Fuir son propre pays pour échapper au fisc: le cas est extrême. C'est pourtant l'option choisie par de nombreux particuliers fortunés, choisissant Bruxelles, Londres ou Dublin pour économiser des centaines de milliers d'euros. D'après les statistiques de la Direction générale des impôts, deux millions de Français vivent à l'étranger et, chaque année, on recense 25 000 nouveaux départs de France. Tous ne partent pas sous des cieux fiscaux plus cléments. Mais l'envie de s'exiler pour des raisons fiscales n'est pas rare. «Cette préoccupation concerne un dirigeant sur trois», reconnaît Stéphane Chenderof, dirigeant du cabinet de gestion de patrimoine Cyrus Conseil. L'expert en sait quelque chose: il est sollicité, chaque mois, par une demi-douzaine de dirigeants en quête de «niches fiscales». Leur profil? Des chefs d'entreprise envisageant de céder leur société. Pour peu que leur patrimoine dépasse 720 000 euros, ils devront, chaque année, au fisc français, de 0,55 % à 1,8 % de leur fortune. Dissuasif, et pas seulement pour les plus riches. «Les dirigeants songent à changer de résidence fiscale dès que leur patrimoine atteint 3 millions d'euros», ajoute Stéphane Chenderof. Mais il n'y a pas que l'ISF qui fasse fuir les dirigeants. Au moment de céder leur entreprise, ils peuvent se faire ponctionner 27% de la plus-value. De quoi grincer des dents.

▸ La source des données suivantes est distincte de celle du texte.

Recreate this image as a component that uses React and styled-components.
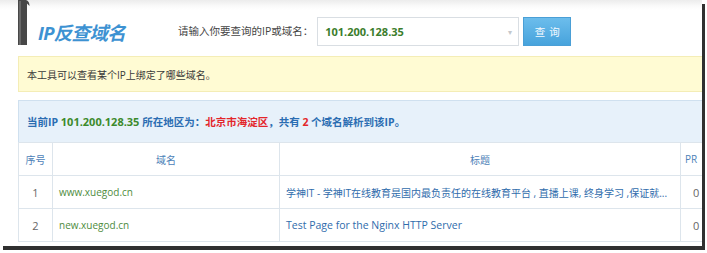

Attention, le fisc veille au grain. Or, s'échapper à Bruxelles, Londres ou Dublin semble d'une simplicité enfantine. «Il suffit d'anticiper ce départ en établissant sa résidence fiscale à l'étranger, six mois avant de passer la main», explique l'expert de Cyrus Conseil. Autrement dit, de louer ou d'acquérir un bien dans un «paradis fiscal» et d'y ouvrir un compte bancaire. Mais attention: le fisc fait la chasse aux exilés qui outrepasseraient les règles légales. La plus grande vigilance est de mise. Premier critère: résider sur place 183 jours par an. «Faute de quoi vous vous verrez réintégrer l'ensemble de vos revenus sous le régime national», prévient Grégoire Duhamel, auteur du livre Les paradis fiscaux (voir notre encadré page 82). Sachez, en outre, que certains pays d'accueil exigent une présence effective d'au moins six mois par an. C'est le cas de la Suisse, entre autres. Il faut savoir, par ailleurs, que, pendant quatre ans, le fisc peut décider de retransférer la résidence fiscale d'un Français, et ce de manière discrétionnaire. C'est pourquoi il n'est pas question, pour ces «capitalistes exilés», déjouer les business angels en investissant, depuis l'étranger, dans déjeunes sociétés françaises. «Si un ressortissant français investit la majorité de ses liquidités dans l'Hexagone, l'administration fiscale considérera qu'il est encore résident français», prévient Maître Christian Nouel, avocat fiscaliste au cabinet Latham & Watkins. «Pour peu qu'une personne vivant hors de France possède plusieurs biens dans l'Hexagone, le fisc peut décréter que des éléments concordants conduisent à réaffecter l'ensemble de ses revenus au droit fiscal français», souligne Grégoire Duhamel. Bien sûr, vous pouvez, en toute légalité, conserver des biens immobiliers en France, mais vous n'êtes pas censé y habiter plus de six mois par an. Des notes EDF, d'eau ou de téléphone, étalées sur l'année, pourraient constituer autant de preuves pour l'administration fiscale.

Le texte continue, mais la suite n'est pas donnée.